For manual brewing methods, it is recommended to use an average temperature between 195-205 degrees Fahrenheit (91-94 Celsius). Although the temperature can be approximated by pouring a couple minutes after it reaches a rolling boil (212 degrees Fahrenheit - 100 degrees Celsius), using a thermometer will remove all guess work. Also note that boiled water removed from heat will lose approximately 1 degree Fahrenheit every 15 seconds. For this reason, you'll want to start on the upper range of temperatures which then factors in the cooling during the pouring process. Do not put boiling water onto coffee as this will actually burn the grounds. Another tip is to use hot water to warm up the brewing vessel, cup, and other equipment to help slow down the cooling process during preparation.

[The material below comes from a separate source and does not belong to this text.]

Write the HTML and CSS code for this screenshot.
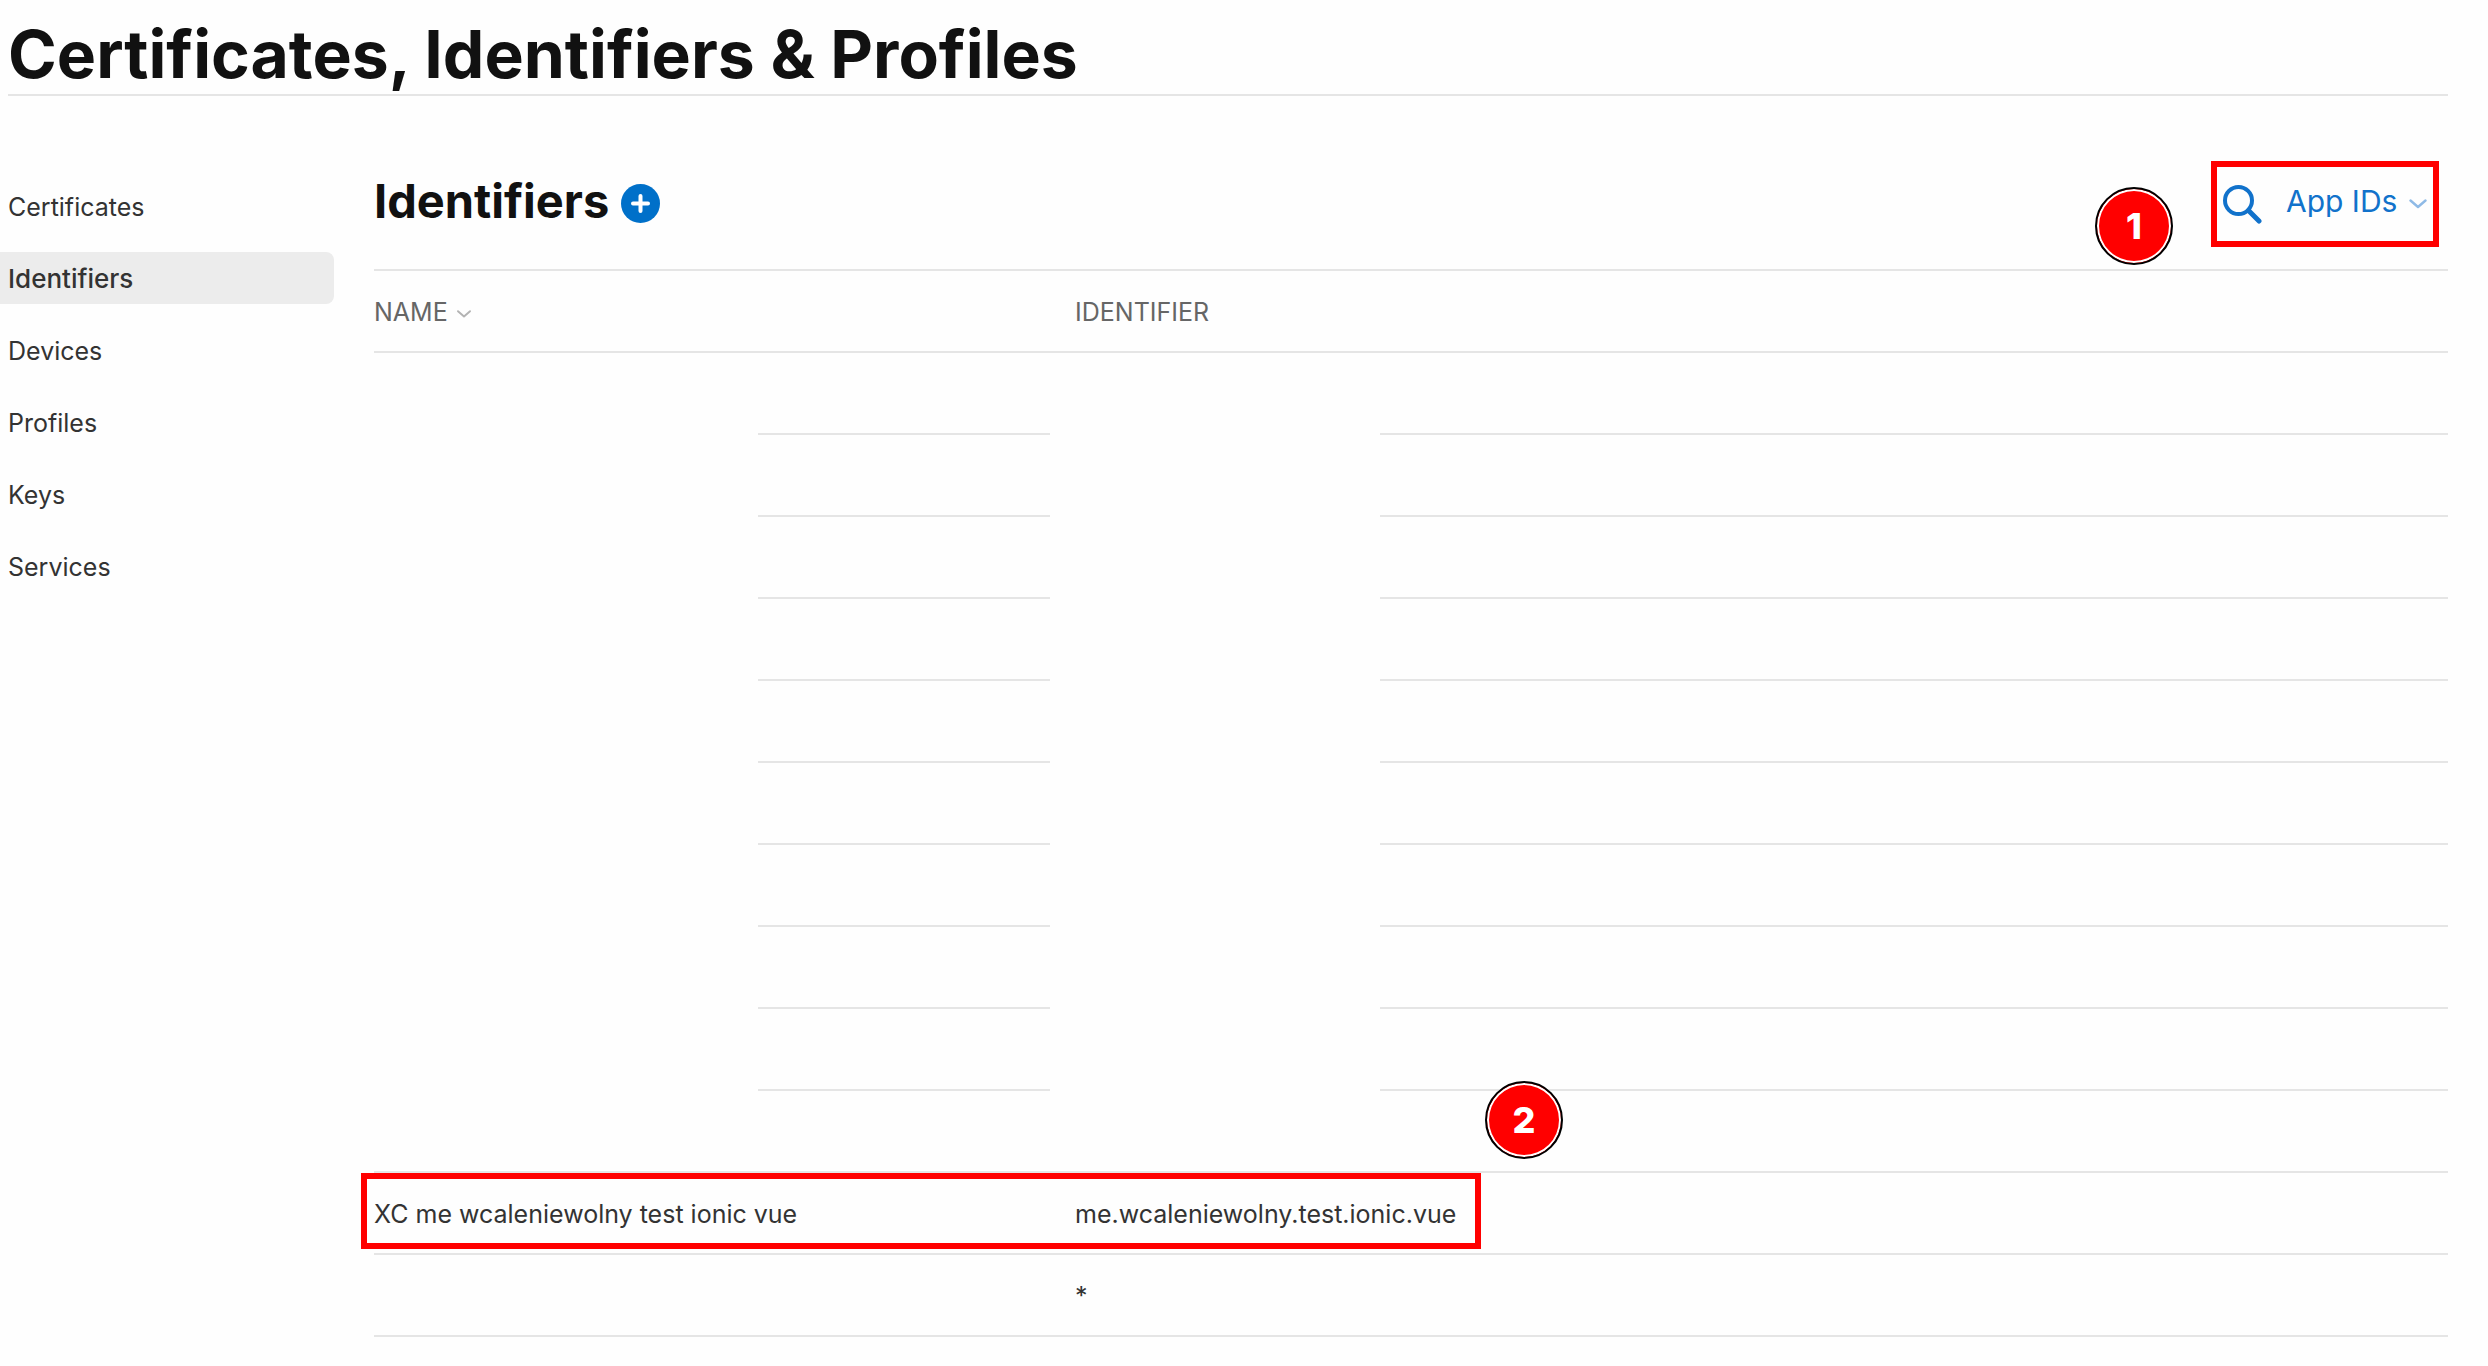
FILE: index.html
```html
<!DOCTYPE html>
<html lang="en">
<head>
<meta charset="utf-8">
<meta name="viewport" content="width=device-width, initial-scale=1">
<title>Certificates, Identifiers &amp; Profiles</title>
<link rel="stylesheet" href="styles.css">
</head>
<body>
<header class="page-header">
  <h1 class="page-title">Certificates, Identifiers &amp; Profiles</h1>
</header>
<div class="layout">
  <nav class="sidebar" aria-label="Resources">
    <a class="nav-link" href="#certificates">Certificates</a>
    <a class="nav-link is-current" href="#identifiers" aria-current="page">Identifiers</a>
    <a class="nav-link" href="#devices">Devices</a>
    <a class="nav-link" href="#profiles">Profiles</a>
    <a class="nav-link" href="#keys">Keys</a>
    <a class="nav-link" href="#services">Services</a>
  </nav>
  <main class="content">
    <div class="toolbar">
      <div class="heading">
        <h2 class="heading-text">Identifiers</h2>
        <button class="icon-button add" type="button" aria-label="Register a new identifier">
          <svg width="39" height="39" viewBox="0 0 39 39" aria-hidden="true">
            <circle cx="19.5" cy="19.5" r="19.5" fill="#0070c9"/>
            <path d="M19.5 12v15M12 19.5h15" fill="none" stroke="#fff" stroke-width="4" stroke-linecap="round"/>
          </svg>
        </button>
      </div>
      <div class="filters">
        <span class="badge badge-filter">1</span>
        <button class="icon-button" type="button" aria-label="Search">
          <svg width="39" height="39" viewBox="0 0 39 39" aria-hidden="true">
            <circle cx="15.5" cy="15.5" r="13.5" fill="none" stroke="#1172cb" stroke-width="4"/>
            <path d="M25.5 25.5 36 36" fill="none" stroke="#1172cb" stroke-width="5" stroke-linecap="round"/>
          </svg>
        </button>
        <div class="type-filter">
          <select class="type-select" aria-label="Identifier type">
            <option>App IDs</option>
          </select>
          <svg class="type-chevron" width="18" height="10" viewBox="0 0 18 10" aria-hidden="true">
            <path d="M1.5 1.5 9 8l7.500-6.500" fill="none" stroke="#8fbae6" stroke-width="2.400" stroke-linecap="round" stroke-linejoin="round"/>
          </svg>
        </div>
      </div>
    </div>
    <table class="table">
      <colgroup><col class="col-name"><col class="col-name-rest"><col class="col-id"><col></colgroup>
      <thead>
        <tr>
          <th colspan="2" scope="col">
            <button class="sort" type="button">NAME
              <svg width="14" height="8" viewBox="0 0 14 8" aria-hidden="true">
                <path d="M1 1.200 7 6.500l6-5.300" fill="none" stroke="#b3b3b3" stroke-width="1.900" stroke-linecap="round" stroke-linejoin="round"/>
              </svg>
            </button>
          </th>
          <th class="id-cell" colspan="2" scope="col">IDENTIFIER</th>
        </tr>
      </thead>
      <tbody>
        <tr><td class="hidden"></td><td></td><td class="hidden"></td><td></td></tr>
        <tr><td class="hidden"></td><td></td><td class="hidden"></td><td></td></tr>
        <tr><td class="hidden"></td><td></td><td class="hidden"></td><td></td></tr>
        <tr><td class="hidden"></td><td></td><td class="hidden"></td><td></td></tr>
        <tr><td class="hidden"></td><td></td><td class="hidden"></td><td></td></tr>
        <tr><td class="hidden"></td><td></td><td class="hidden"></td><td></td></tr>
        <tr><td class="hidden"></td><td></td><td class="hidden"></td><td></td></tr>
        <tr><td class="hidden"></td><td></td><td class="hidden"></td><td></td></tr>
        <tr><td class="hidden"></td><td></td><td class="hidden"></td><td></td></tr>
        <tr><td colspan="2"></td><td colspan="2"></td></tr>
        <tr>
          <td class="marked" colspan="2">XC me wcaleniewolny test ionic vue<span class="callout"><span class="badge badge-row">2</span></span></td>
          <td class="id-cell" colspan="2">me.wcaleniewolny.test.ionic.vue</td>
        </tr>
        <tr><td colspan="2"></td><td class="id-cell" colspan="2">*</td></tr>
      </tbody>
    </table>
  </main>
</div>
</body>
</html>
```
FILE: styles.css
```css
:root {
  --line: #e5e5e5;
  --text: #333;
  --heading: #111;
  --link: #1172cb;
  --mark: #f00;
}

* { box-sizing: border-box; }

body {
  margin: 0;
  background: #fefefe;
  color: var(--text);
  font: 25px/32px Inter, "Liberation Sans", sans-serif;
}

button,
select {
  margin: 0;
  padding: 0;
  border: 0;
  background: none;
  color: inherit;
  font: inherit;
}

.page-header {
  margin: 0 40px 0 8px;
  padding-top: 14px;
  border-bottom: 2px solid var(--line);
}

.page-title {
  margin: 0;
  color: var(--heading);
  font-size: 66px;
  font-weight: 700;
  line-height: 80px;
}

.layout {
  display: grid;
  grid-template-columns: 334px minmax(0, 1fr);
  column-gap: 40px;
  padding-right: 40px;
}

.sidebar {
  display: flex;
  flex-direction: column;
  gap: 20px;
  padding-top: 84px;
}

.nav-link {
  padding: 11px 8px 9px;
  border-radius: 0 8px 8px 0;
  color: inherit;
  text-decoration: none;
}

.nav-link.is-current {
  background: #ececec;
  font-size: 26px;
  font-weight: 500;
}

.toolbar {
  display: flex;
  justify-content: space-between;
  align-items: flex-start;
  padding: 65px 9px 22px 0;
}

.heading {
  display: flex;
  align-items: center;
  gap: 12px;
}

.heading-text {
  margin: 0;
  color: var(--heading);
  font-size: 47px;
  font-weight: 700;
  line-height: 80px;
}

.icon-button {
  display: block;
  width: 39px;
  height: 39px;
  line-height: 0;
}

.add { margin-top: 4px; }

.filters {
  position: relative;
  display: flex;
  align-items: center;
  gap: 24px;
  height: 86px;
  padding: 0 6px;
  border: 6px solid var(--mark);
}

.type-filter {
  display: grid;
  align-items: center;
  align-self: flex-start;
}

.type-select,
.type-chevron { grid-area: 1 / 1; }

.type-select {
  width: 141px;
  height: 68px;
  appearance: none;
  color: var(--link);
  font-size: 30px;
}

.type-chevron {
  justify-self: end;
  margin-top: 6px;
  pointer-events: none;
}

.table {
  width: 100%;
  border-top: 2px solid var(--line);
  border-spacing: 0;
  table-layout: fixed;
}

.col-name { width: 384px; }
.col-name-rest { width: 292px; }
.col-id { width: 330px; }

.table th,
.table td {
  height: 82px;
  padding: 2px 0 0;
  border-bottom: 2px solid var(--line);
  text-align: left;
  white-space: nowrap;
}

.table th {
  color: #666;
  font-weight: 400;
}

.table .hidden { border-bottom-color: transparent; }
.table .id-cell { padding-left: 25px; }
.table .marked { position: relative; }

.sort {
  display: flex;
  align-items: center;
  gap: 9px;
}

.sort svg { margin-top: 4px; }

.callout {
  position: absolute;
  top: 0;
  left: -13px;
  width: 1120px;
  height: 76px;
  border: 6px solid var(--mark);
  pointer-events: none;
}

.badge {
  position: absolute;
  width: 78px;
  height: 78px;
  border: 2px solid #000;
  border-radius: 50%;
  background: var(--mark);
  box-shadow: inset 0 0 0 2px #fff;
  color: #fff;
  font-size: 36px;
  font-weight: 800;
  line-height: 74px;
  text-align: center;
}

.badge-filter {
  top: 20px;
  right: 260px;
}

.badge-row {
  right: -88px;
  bottom: 84px;
}
```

For pour-overs, the water level of the coffee bed greatly impacts the temperature during the extraction process. Keep the level low will help slow down the flow rate and will help maintain a more consistent temperature as the water passes over the coffee. A high level will drain too fast and dissipate the heat too quickly - this is not desirable.


Always remember, coffee is only as good as its weakest link. Compared to the other variables, temperature can be more difficult to control. Do not stress if the temperature is not exact to the degree but do ensure that it falls within the range given above.

Equipment (cont’d) – Page 6

Paper Filters:

Filters are necessary to remove the fine particles which can negatively impact the flavor and make the appearance cloudy. White, oxidized filters work the best as they do not impact the flavor like natural (e.g. hemp, bamboo) filters can. An important tip is to always wet the filters prior to adding the coffee as this helps ensure the proper flow.


Since coffee can have different density, measuring by volume is not as accurate as measuring by weight. Aficionados will even measure the water by weight rather than by volume since it will give the most precise measurement.

Thermometer / Timer:

Since temperature and time are important factors of extraction, it makes sense to be as precise as possible for these measurements.